• _OBJECTIVE_: Answer with a single number: how many lines in the listing below include "React"?

====

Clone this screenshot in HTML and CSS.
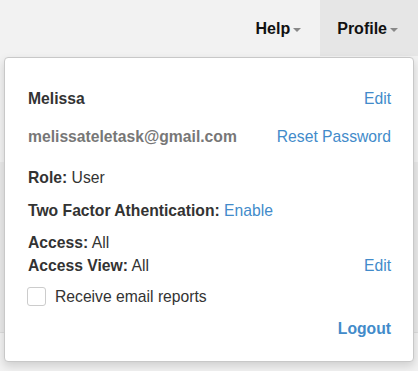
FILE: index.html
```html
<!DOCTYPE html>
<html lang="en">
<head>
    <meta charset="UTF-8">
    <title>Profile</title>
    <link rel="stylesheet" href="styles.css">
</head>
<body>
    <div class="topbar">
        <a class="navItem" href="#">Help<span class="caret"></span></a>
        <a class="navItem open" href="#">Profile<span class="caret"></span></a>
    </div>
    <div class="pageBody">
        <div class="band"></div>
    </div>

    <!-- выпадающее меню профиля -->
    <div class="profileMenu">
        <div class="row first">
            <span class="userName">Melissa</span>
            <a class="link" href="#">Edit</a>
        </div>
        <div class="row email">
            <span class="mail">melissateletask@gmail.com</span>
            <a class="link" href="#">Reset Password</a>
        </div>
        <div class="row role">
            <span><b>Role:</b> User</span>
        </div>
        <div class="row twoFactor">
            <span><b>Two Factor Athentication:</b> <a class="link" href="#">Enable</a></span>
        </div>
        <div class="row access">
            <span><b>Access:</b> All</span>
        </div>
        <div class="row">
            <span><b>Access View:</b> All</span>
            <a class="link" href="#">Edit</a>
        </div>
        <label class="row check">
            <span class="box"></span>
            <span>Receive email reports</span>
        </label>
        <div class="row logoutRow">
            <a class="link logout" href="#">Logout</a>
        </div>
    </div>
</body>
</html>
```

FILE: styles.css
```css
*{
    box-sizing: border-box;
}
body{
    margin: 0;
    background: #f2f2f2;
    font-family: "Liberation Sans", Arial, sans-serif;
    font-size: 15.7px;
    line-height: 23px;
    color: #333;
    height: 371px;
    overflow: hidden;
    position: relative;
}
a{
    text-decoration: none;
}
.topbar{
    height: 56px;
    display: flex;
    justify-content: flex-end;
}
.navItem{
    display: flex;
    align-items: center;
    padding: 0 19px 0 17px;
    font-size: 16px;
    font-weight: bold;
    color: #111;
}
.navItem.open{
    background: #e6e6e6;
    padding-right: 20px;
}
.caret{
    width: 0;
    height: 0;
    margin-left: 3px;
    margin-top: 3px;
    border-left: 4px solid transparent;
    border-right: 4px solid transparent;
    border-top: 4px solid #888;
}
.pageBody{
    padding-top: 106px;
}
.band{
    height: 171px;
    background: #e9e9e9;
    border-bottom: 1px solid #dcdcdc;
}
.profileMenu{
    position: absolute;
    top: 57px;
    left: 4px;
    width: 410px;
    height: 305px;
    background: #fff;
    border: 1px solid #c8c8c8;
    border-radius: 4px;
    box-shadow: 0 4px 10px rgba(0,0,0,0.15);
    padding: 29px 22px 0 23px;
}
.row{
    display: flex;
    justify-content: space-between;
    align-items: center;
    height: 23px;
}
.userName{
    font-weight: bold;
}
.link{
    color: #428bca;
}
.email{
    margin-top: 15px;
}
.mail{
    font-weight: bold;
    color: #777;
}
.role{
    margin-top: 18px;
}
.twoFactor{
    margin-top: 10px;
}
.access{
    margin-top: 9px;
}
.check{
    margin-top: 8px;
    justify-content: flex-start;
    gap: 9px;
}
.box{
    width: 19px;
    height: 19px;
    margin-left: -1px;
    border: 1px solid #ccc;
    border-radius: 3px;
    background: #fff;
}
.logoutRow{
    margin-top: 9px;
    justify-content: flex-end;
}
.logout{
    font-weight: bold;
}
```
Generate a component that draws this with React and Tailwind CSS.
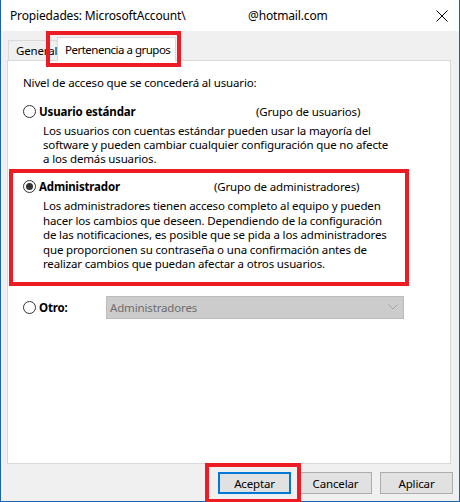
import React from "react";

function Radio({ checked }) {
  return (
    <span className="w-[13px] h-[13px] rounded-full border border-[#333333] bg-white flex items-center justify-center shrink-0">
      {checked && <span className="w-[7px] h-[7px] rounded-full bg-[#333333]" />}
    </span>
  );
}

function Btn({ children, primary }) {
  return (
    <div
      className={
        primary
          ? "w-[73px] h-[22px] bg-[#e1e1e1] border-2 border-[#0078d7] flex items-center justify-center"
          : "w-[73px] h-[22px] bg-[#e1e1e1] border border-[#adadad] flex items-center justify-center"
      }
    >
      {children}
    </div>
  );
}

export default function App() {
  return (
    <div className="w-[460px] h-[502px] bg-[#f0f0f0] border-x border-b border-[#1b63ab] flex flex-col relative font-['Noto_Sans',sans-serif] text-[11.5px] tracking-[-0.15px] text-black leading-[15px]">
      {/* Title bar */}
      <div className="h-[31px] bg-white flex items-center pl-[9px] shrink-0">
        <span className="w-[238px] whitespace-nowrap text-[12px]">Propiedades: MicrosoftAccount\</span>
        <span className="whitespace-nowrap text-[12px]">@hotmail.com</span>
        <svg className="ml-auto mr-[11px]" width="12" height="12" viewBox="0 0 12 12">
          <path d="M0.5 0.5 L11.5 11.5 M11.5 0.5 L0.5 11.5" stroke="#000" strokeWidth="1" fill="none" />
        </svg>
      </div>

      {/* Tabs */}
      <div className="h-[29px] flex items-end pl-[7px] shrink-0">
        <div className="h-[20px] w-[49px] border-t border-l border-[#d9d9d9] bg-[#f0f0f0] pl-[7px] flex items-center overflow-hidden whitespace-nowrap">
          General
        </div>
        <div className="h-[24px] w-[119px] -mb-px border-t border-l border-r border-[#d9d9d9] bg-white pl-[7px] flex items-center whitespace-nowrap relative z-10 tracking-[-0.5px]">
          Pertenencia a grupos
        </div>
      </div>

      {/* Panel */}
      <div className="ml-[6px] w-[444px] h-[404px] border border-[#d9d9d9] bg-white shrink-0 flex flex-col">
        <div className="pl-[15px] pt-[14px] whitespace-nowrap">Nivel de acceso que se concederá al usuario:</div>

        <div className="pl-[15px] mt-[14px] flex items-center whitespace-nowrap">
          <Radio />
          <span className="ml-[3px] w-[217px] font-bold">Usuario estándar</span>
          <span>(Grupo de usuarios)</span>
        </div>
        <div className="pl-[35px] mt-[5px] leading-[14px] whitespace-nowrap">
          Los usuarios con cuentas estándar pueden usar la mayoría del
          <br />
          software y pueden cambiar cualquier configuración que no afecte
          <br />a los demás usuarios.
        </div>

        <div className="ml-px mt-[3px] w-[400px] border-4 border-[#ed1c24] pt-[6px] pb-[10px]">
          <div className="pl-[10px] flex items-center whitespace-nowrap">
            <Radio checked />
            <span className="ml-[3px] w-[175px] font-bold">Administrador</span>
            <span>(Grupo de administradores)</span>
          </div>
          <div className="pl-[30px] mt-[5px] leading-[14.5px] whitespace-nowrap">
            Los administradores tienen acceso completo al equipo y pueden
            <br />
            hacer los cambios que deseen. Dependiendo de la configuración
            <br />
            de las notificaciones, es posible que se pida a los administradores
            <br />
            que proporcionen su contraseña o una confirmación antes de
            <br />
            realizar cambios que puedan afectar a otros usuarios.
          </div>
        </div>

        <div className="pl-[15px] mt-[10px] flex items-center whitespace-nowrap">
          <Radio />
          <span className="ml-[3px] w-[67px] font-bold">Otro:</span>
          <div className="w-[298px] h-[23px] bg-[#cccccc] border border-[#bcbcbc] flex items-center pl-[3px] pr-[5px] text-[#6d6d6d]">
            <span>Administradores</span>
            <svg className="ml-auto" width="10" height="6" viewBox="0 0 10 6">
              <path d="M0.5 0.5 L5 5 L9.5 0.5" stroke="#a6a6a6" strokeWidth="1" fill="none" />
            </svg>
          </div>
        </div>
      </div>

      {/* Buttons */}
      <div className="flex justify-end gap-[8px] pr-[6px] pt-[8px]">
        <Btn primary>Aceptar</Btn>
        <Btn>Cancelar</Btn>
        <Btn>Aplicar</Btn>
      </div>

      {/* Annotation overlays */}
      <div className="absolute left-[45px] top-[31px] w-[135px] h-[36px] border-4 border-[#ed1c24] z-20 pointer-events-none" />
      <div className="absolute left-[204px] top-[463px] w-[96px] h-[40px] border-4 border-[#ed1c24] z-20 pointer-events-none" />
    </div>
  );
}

====

• _SOLUTION TO THE EXERCISE_: 2